Réforme de l’audiovisuel : les 40 propositions des députés
Supprimer la publicité sur Radio France et France 5, fusionner la Hadopi et le CSA... : les députés ont frappé fort lors de la présentation jeudi de 40 propositions pour réformer l'audiovisuel. "Ces propositions visent à nourrir le débat public" en vue du futur projet de loi sur la réforme de l'audiovisuel qui devrait être prêt pour début 2019, et "nous verrons comment elles seront accueillies par le secteur", explique à l'AFP la députée LREM Aurore Bergé, rapporteure de la mission d'information "sur une nouvelle régulation de la communication audiovisuelle à l'ère numérique", menée depuis février par les députés de la Commission des affaires culturelles, qui ont rencontré dans ce cadre plus de 200 acteurs du secteur. Elles devraient servir de base au projet de loi de Françoise Nyssen. "Ce rapport est un éclairage utile et un atout précieux pour la transformation de l'audiovisuel à venir", a réagi jeudi la ministre. "La révolution numérique et les acteurs qui ont émergé ne sont pas une menace en soi, ils en représentent une dès lors qu'ils ne jouent pas le jeu", a-t-elle poursuivi, soulignant le "contexte d'urgence" de la réforme de ce secteur "au poids économique considérable", et qui emploie 240 000 personnes en France. Ces propositions se classent en quatre thématiques : la lutte contre le piratage, les ressources des acteurs de l'audiovisuel, leur compétitivité et la visibilité de la création française. Les questions de gouvernance de l'audiovisuel public ont volontairement été laissées de côté pour ne pas "cannibaliser" le débat, a précisé Aurore Bergé. Pierre-Yves Bournazel, président de la mission d'information et député Agir, a regretté pour sa part cette omission et a tenu à évoquer l'audiovisuel public, notamment sur le mode de nomination des dirigeants et sur le rétablissement "transitoire" de la publicité entre 20 et 21H00 sur France 2, qui pourrait générer selon lui 60 millions d'euros. Aurore Bergé s'est dite personnellement opposée à cette mesure.

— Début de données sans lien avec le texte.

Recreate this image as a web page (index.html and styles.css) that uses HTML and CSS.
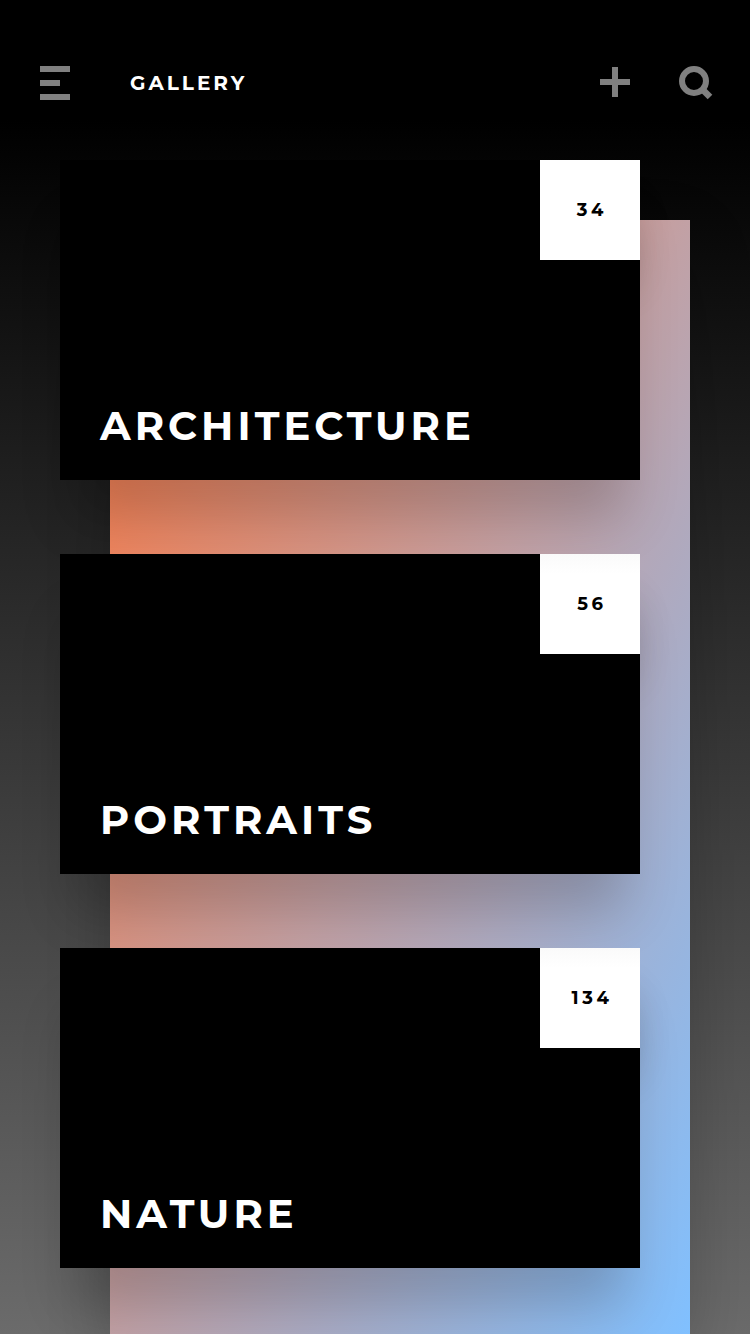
FILE: index.html
```html
<!DOCTYPE html>
<html lang="en">
<head>
<meta charset="utf-8">
<title>Gallery</title>
<link rel="stylesheet" href="styles.css">
</head>
<body>
<div class="screen">
  <header class="topbar">
    <svg class="menu" width="30" height="34" viewBox="0 0 30 34"><path d="M0 0h30v6H0zM0 14h20v6H0zM0 28h30v6H0z"/></svg>
    <h1 class="heading">GALLERY</h1>
    <svg class="plus" width="30" height="30" viewBox="0 0 30 30"><path d="M12 0h6v12h12v6H18v12h-6V18H0v-6h12z"/></svg>
    <svg class="search" width="34" height="34" viewBox="0 0 34 34"><circle cx="15" cy="15" r="12"/><path d="M22.500 22.500l8.500 8.500"/></svg>
  </header>
  <main class="panel">
    <article class="card">
      <span class="count">34</span>
      <h2 class="title">ARCHITECTURE</h2>
    </article>
    <article class="card">
      <span class="count count-faded">56</span>
      <h2 class="title">PORTRAITS</h2>
    </article>
    <article class="card">
      <span class="count count-faded">134</span>
      <h2 class="title">NATURE</h2>
    </article>
  </main>
</div>
</body>
</html>
```

FILE: styles.css
```css
* { box-sizing: border-box; margin: 0; }

body { background: #000; }

.screen {
  width: 750px;
  height: 1334px;
  overflow: hidden;
  display: flex;
  flex-direction: column;
  background: linear-gradient(#000 120px, #6b6b6b 1334px);
  font-family: Montserrat, Inter, sans-serif;
  color: #fff;
}

.topbar {
  height: 220px;
  flex: none;
  display: flex;
  align-items: flex-start;
  padding: 66px 37px 0 40px;
  fill: #808080;
}

.heading {
  flex: 1;
  margin-left: 60px;
  font-size: 20px;
  line-height: 34px;
  font-weight: 700;
  letter-spacing: 3px;
}

.plus { margin: 1px 49px 0 0; }

.search { fill: none; stroke: #808080; stroke-width: 6; overflow: visible; }

.search path { stroke-width: 6.5; }

.panel {
  flex: none;
  width: 580px;
  height: 1114px;
  margin-left: 110px;
  display: flex;
  flex-direction: column;
  gap: 74px;
  background: linear-gradient(to bottom right, #ff7840, #c3a0a3 49%, #80c0ff);
  box-shadow: 0 20px 60px rgba(0, 0, 0, .2);
}

.card {
  flex: none;
  width: 580px;
  height: 320px;
  margin-left: -50px;
  display: flex;
  flex-direction: column;
  justify-content: space-between;
  background: #000;
  box-shadow: 0 52px 50px -14px rgba(0, 0, 0, .19);
}

.card:first-child { margin-top: -60px; }

.count {
  align-self: flex-end;
  width: 100px;
  height: 100px;
  padding-left: 4px;
  background: #fff;
  color: #000;
  font-size: 18px;
  font-weight: 700;
  line-height: 100px;
  letter-spacing: 3.6px;
  text-align: center;
  box-shadow: 0 36px 40px -10px rgba(0, 0, 0, .2);
}

.count-faded { background: linear-gradient(#fafafa, #fff 20px); }

.title {
  padding: 0 0 30px 40px;
  font-size: 40px;
  line-height: 48px;
  font-weight: 700;
  letter-spacing: 4.04px;
  white-space: nowrap;
}
```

18 mois pour expérimenter la pub segmentée et géolocalisée
Le rapport propose également d'"autoriser la publicité segmentée et géolocalisée à la télévision dans le cadre d'une expérimentation de 18 mois", de "poursuivre la modernisation de la plateforme TNT et autoriser les dispositifs permettant aux éditeurs de recueillir des données relatives aux utilisateurs afin de diffuser des publicités segmentées", mais aussi d'"universaliser l'assiette de la contribution à l'audiovisuel par foyer", ce qui va dans le sens des annonces de la ministre de la Culture Françoise Nyssen mi-septembre. Ce changement d'assiette de la redevance permettrait de "supprimer la publicité sur Radio France - y compris sur ses espaces numériques - et sur France 5". "L'idée n'est pas d'affaiblir l'audiovisuel public, mais d'aider à mieux le singulariser", assure Aurore Bergé, qui estime à 100 millions d'euros les recettes de la redevance élargie, qui seraient affectées à Radio France et France 5 en compensation de l'arrêt de la publicité sur leurs antennes. Le document suggère également de "supprimer l’affectation d’une part de la taxe sur les opérateurs de communications électroniques à France Télévisions, pour faire exclusivement reposer son financement public sur la contribution à l’audiovisuel public" et d’"assouplir la réglementation entourant les jours de diffusion des œuvres cinématographiques à la télévision, sans préjudice des obligations de financement des chaînes".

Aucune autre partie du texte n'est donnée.